Migrate packages/core types to the flat lineage model: statements carry metadata only, with nodes/edges hoisted to the top level and each item tracking the statementIds it participates in. Drop GlobalLineage, GlobalNode, GlobalEdge, StatementRef, and StatementLineage; add StatementMeta plus nodesInStatement/edgesInStatement helpers.
Update the standalone vscode types mirror, hover/codelens providers, and the lineage panel to filter the flat nodes/edges by statementIds instead of reading from per-statement subgraphs or globalLineage.
Redefine StatementLineage locally in packages/react as a per-statement view hydrated from the flat result (statement metadata + the subset of result.nodes/edges that list the statement in statementIds). Add a hydrateStatements helper and use it at the GraphView / MatrixView entry points so the graph-building utilities and workers can keep operating on the legacy per-statement shape. Drop the globalLineage/globalNode indirection used for canonical-name lookup; canonicalName is now carried on the Node itself. Migrate useGraphSearch, useSearchSuggestions, TableFilterDropdown, ColumnPanel, and nodeOccurrences.findMergedNodeById to read the flat graph directly.

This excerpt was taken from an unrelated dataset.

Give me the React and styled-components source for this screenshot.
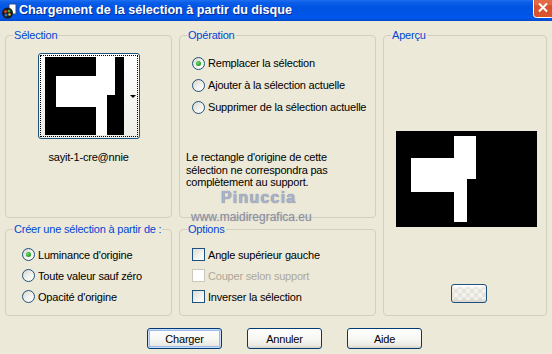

Update schema-parser, useIssueLocations, useDebugData, AnalysisView, and HierarchyView to read from the top-level result.nodes/edges and the per-node statementIds / canonicalName fields instead of the removed globalLineage/statementRefs indirection.
The flatten step in analyzer/global.rs was collapsing self-join instances of the same table back into a single node, contradicting the doc comment that said "Self-join instances remain distinct". Two fixes: 1. global_node_id for Table/View now keeps the local node ID when it differs from relation_identity(canonical) — i.e. when the analyzer minted an instance-specific ID via relation_instance_identity (canonical+alias+scope hash). The canonical-only ID is still used for simple references that share canonical identity across statements. 2. statement_scoped_relation_ids in flatten_lineages now also includes self-join instance table nodes, so columns owned by those instances stay statement-scoped (otherwise e1.name and e2.name in `users e1 JOIN users e2` would reconnect through a shared global column node). Updates the four self_join_global_lineage_* tests that had previously asserted the old "merge by canonical" semantics; those names were renamed and assertions inverted to expect distinct per-instance nodes, which is the new (correct) behavior. CTE self-joins remain collapsed at the analyzer level (the analyzer does not synthesize per-instance CTE column nodes the way it does for base tables) — documented in global_lineage_merges_qualified_columns_across_self_joins_and_cte_instances. State after this commit: - cargo test --workspace: 280/281 lineage_engine pass; 36 insta snapshots need regeneration via `cargo insta accept` (10 in tests/golden.rs, 26 in tests/snapshots.rs). All other tests green. - TS migration committed in agent commits (a7b9960, b819416, fab863d, 42e90ce). just typecheck + check-schema clean.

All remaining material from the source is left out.